IFTTT auf dem iPhone
So kann zum Beispiel jeder neue Kontakt automatisch in eine Google-Tabelle eingetragen werden. Oder er erhält eine vordefinierte E-Mail – etwa als Dank für das Interesse, wenn dieser Kontakt im Rahmen einer Veranstaltung erfasst worden ist. Oder man legt alle Screenshots, die man auf dem iPhone erstellt hat, automatisch in einem eigenen Album ab, wo sie leichter gefunden werden. Und so weiter.
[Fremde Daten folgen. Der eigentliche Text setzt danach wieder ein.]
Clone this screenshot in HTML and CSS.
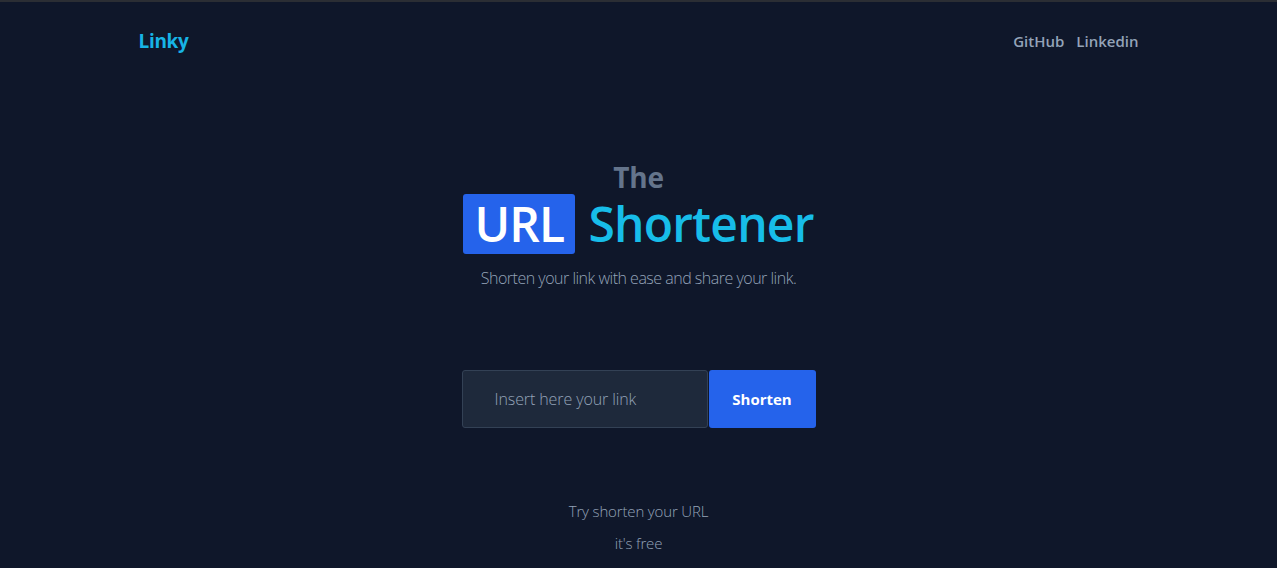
FILE: index.html
```html
<!DOCTYPE html>
<html lang="en">
<head>
<meta charset="utf-8">
<title>Linky</title>
<link rel="stylesheet" href="styles.css">
</head>
<body>
<div class="topline"></div>
<header class="nav">
  <a class="brand" href="#">Linky</a>
  <nav class="links">
    <a href="#">GitHub</a>
    <a href="#">Linkedin</a>
  </nav>
</header>
<main class="hero">
  <h2 class="the">The</h2>
  <h1 class="title"><span class="url">URL</span><span class="shortener">Shortener</span></h1>
  <p class="subtitle">Shorten your link with ease and share your link.</p>
  <form class="form">
    <input class="input" type="text" placeholder="Insert here your link">
    <button class="btn" type="button">Shorten</button>
  </form>
  <div class="note">
    <p>Try shorten your URL</p>
    <p>it's free</p>
  </div>
</main>
</body>
</html>
```
FILE: styles.css
```css
* { box-sizing: border-box; }
html, body { margin: 0; padding: 0; }
body {
  background: #0f172a;
  font-family: "Open Sans", "Noto Sans", sans-serif;
  color: #94a3b8;
  height: 568px;
  overflow: hidden;
}
.topline { height: 2px; background: #2b2e34; }
.nav {
  max-width: 1000px;
  margin: 0 auto;
  display: flex;
  justify-content: space-between;
  align-items: center;
  height: 78px;
}
.brand {
  color: #17b4e6;
  font-weight: 700;
  font-size: 19px;
  letter-spacing: -0.3px;
  text-decoration: none;
}
.links { display: flex; gap: 12px; }
.links a {
  color: #94a3b8;
  font-weight: 600;
  font-size: 15px;
  text-decoration: none;
}
.hero {
  display: flex;
  flex-direction: column;
  align-items: center;
  padding-top: 80px;
}
.the {
  margin: 0;
  font-size: 28px;
  line-height: 34px;
  font-weight: 700;
  color: #64748b;
  letter-spacing: -0.3px;
}
.title {
  margin: 0;
  display: flex;
  align-items: center;
  gap: 13px;
  font-size: 48px;
  line-height: 48px;
  font-weight: 600;
  letter-spacing: -0.8px;
}
.url {
  background: #2563eb;
  color: #fff;
  padding: 6px 11px;
  border-radius: 3px;
}
.shortener { color: #17bde9; }
.subtitle {
  margin: 13px 0 0;
  font-size: 16px;
  font-weight: 300;
  letter-spacing: -0.5px;
  color: #94a3b8;
}
.form {
  margin-top: 81px;
  display: flex;
}
.input {
  width: 246px;
  height: 58px;
  background: #1e293b;
  border: 1px solid #334155;
  border-radius: 3px;
  padding: 0 32px;
  font-family: inherit;
  font-size: 16px;
  font-weight: 300;
  letter-spacing: -0.1px;
  color: #cbd5e1;
  outline: none;
}
.input::placeholder { color: #94a3b8; }
.btn {
  margin-left: 1px;
  width: 107px;
  height: 58px;
  background: #2563eb;
  border: none;
  border-radius: 3px;
  color: #fff;
  font-family: inherit;
  font-size: 15px;
  font-weight: 700;
}
.note {
  margin-top: 67px;
  text-align: center;
}
.note p {
  margin: 0;
  font-size: 15px;
  font-weight: 300;
  letter-spacing: -0.15px;
  line-height: 32px;
  color: #94a3b8;
}
```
Wenn Sie wissen möchten, welche iPhone-spezifischen Rezepte angeboten werden, dann verwenden Sie am besten den Filter auf der IFTTT-Website. Klicken Sie dazu auf den Bereich «Browse» (1). Klicken Sie danach auf «Filter» (2) und wählen Sie zwischen «iOS Photos», «iOS Contacts» und «iOS Reminders»:
Die Aktionen lassen sich bequem filtern
Jetzt sehen Sie alle Rezepte, die für die Verwendung mit dem iPhone konzipiert wurden.

Kreativität ist Trumpf

In diesem Beispiel läuft der Versand vielleicht nicht ganz so optimal ab, weil das Bild lediglich an die eigene E-Mail-Adresse verschickt wird und dann weitergeleitet werden muss. In vielen Fällen lohnt es sich, auf IFTTT nach Alternativen zu suchen, die ebenfalls zum Ziel führen können. Wenn zum Beispiel als Kanal nicht «Email», sondern «Gmail» verwendet wird, dann können Sie eine beliebige Zieladresse eingeben und ersparen sich so die manuelle Weiterleitung – ein Gmail-Konto natürlich vorausgesetzt.
Kurz, IFTTT bietet ganz neue Möglichkeiten und stundenlange Unterhaltung, ganz ohne Kosten. Besonders interessant werden die Rezepte, wenn auch noch Hardware hinzugefügt wird – dann ist der erste Schritt in die massgeschneiderte Heimautomation gemacht.